The practical lesson: any Triumph Hurdle selection should have demonstrated the ability to handle soft ground, or at minimum should not have shown an aversion to it. Horses whose form has been achieved exclusively on good ground at flat tracks or on quick-draining all-weather surfaces face a meaningful question mark at Cheltenham in March. That question mark rarely resolves in the bettor’s favour.

The total number of horses in training in Britain fell to 21,728 in 2026 according to the BHA 2026 Racing Report. Within that shrinking population, the pool of juvenile hurdlers with proven soft-ground form is smaller still. A horse that has both the rating and the ground preference for Cheltenham sits in a narrow band — and that scarcity is part of why French imports, bred for stamina on testing surfaces, continue to dominate this race.

How Ground Affects Juvenile Hurdlers

Soft ground turns the Triumph Hurdle into a stamina contest. Four-year-olds do not have the physical maturity of older horses, and ploughing through heavy ground for two miles and one furlong up a hill exhausts them faster. Horses who jump efficiently — conserving energy at each flight rather than leaping extravagantly — gain a compounding advantage as the race progresses. Every wasted effort at a hurdle on soft ground costs more than it would on good ground, and by the time the field turns into the straight, the efficient jumpers have margins that the flashy ones cannot close.
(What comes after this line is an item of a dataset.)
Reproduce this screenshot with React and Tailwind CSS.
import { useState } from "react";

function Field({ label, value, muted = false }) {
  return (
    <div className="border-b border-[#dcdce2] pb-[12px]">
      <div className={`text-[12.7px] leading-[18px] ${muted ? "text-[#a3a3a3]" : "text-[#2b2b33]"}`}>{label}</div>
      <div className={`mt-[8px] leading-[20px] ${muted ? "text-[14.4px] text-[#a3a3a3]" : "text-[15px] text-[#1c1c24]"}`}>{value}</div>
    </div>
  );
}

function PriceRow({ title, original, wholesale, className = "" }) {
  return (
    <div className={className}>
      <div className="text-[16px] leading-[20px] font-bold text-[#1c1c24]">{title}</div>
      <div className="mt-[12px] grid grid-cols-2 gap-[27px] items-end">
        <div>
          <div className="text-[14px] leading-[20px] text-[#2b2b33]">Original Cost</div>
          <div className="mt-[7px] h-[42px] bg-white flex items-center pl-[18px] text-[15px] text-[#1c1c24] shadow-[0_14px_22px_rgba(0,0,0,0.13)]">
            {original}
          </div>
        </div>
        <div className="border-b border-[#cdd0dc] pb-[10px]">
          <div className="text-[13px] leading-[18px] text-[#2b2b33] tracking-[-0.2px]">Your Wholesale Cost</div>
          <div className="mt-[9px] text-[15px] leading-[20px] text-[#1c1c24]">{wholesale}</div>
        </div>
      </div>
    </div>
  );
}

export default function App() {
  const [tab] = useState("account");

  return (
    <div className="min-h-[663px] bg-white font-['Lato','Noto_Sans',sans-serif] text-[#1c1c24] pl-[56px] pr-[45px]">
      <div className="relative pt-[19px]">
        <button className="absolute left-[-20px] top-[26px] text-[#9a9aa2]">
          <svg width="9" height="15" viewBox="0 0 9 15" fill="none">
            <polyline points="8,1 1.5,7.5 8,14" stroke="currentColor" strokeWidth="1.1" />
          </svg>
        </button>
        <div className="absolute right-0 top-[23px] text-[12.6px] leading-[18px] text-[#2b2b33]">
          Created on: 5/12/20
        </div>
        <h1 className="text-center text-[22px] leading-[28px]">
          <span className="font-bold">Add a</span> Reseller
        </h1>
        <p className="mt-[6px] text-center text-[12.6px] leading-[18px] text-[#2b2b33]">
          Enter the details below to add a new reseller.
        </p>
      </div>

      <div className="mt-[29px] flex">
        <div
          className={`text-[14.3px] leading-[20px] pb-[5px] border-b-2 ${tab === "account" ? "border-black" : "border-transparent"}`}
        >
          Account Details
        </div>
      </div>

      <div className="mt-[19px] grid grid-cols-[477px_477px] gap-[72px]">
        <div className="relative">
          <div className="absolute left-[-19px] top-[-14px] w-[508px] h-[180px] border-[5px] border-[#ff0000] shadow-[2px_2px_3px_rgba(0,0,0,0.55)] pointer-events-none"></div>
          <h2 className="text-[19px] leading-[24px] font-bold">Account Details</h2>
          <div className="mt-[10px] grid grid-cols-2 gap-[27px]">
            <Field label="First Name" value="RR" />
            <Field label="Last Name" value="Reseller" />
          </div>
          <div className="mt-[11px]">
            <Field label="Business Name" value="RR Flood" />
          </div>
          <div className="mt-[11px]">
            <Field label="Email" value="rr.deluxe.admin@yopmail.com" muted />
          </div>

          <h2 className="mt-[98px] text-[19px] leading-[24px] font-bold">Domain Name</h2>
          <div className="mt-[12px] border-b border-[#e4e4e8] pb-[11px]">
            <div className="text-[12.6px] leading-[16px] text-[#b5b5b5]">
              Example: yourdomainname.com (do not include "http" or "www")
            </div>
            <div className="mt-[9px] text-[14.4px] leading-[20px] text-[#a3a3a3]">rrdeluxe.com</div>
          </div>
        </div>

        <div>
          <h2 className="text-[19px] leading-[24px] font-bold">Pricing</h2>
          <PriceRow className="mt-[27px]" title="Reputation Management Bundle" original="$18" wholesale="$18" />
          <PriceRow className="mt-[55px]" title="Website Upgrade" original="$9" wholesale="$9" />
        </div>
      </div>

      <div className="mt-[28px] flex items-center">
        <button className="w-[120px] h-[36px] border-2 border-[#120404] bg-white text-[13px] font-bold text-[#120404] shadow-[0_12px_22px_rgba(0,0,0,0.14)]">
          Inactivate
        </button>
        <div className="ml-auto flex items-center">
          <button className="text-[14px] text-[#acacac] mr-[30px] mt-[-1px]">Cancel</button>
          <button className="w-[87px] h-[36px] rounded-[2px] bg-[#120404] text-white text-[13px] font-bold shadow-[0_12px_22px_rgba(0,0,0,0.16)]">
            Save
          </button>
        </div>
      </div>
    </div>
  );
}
French-bred runners thrive in these conditions. Their breeding emphasises stamina. Their early education at Auteuil, where soft ground is standard, prepares them for the demands of a testing Cheltenham surface. As Ruby Walsh has noted, all the structural changes in the sport are designed to attract the best horses to the Festival — and for the Triumph Hurdle, “the best” increasingly means those recruited from France specifically because they handle the kind of ground Cheltenham typically produces.

Conversely, flat-bred recruits and horses whose form was achieved on good ground face the greatest risk on soft going. A horse that won a bumper at a summer evening meeting on fast ground is not the same animal when knee-deep in Cheltenham mud. The transition is too great to make reliably in a single step, and the Triumph Hurdle is not the place to find out whether it can cope.

Total prize money across British racing reached a record £194.7 million in 2026 — high enough to attract runners from major yards regardless of conditions. That means the field does not thin when the ground is testing. The quality remains, but the hierarchy within it shifts. Ground-dependent selection is not an optional refinement. It is a core part of Triumph Hurdle analysis.

Checking the Going: When and Where to Look

The BHA publishes going reports through its website and via racecourse social media channels. The evening-before report gives you the overnight picture. The morning-of-race update, typically issued between 7 am and 9 am, incorporates overnight conditions and provides the description that most influences final betting decisions.

At Cheltenham, the clerk of the course often provides a verbal update to the media around 8 am on race morning, which racing journalists relay on social media. These updates sometimes include information not yet reflected in the official description — for instance, that the ground is drying faster than expected or that localised rain has affected one section of the course.

For the Triumph Hurdle, the ideal approach is to check the going at three points: the evening before, the morning of, and again around noon when any final revisions are published. If the going changes between your initial assessment and race time — say from good to soft to soft — reassess any selection whose form was achieved exclusively on quicker ground. The racecard does not change in the final hours, but the conditions it is run on can. That late-shifting variable is where prepared bettors separate themselves from the crowd backing last night’s price without checking this morning’s ground.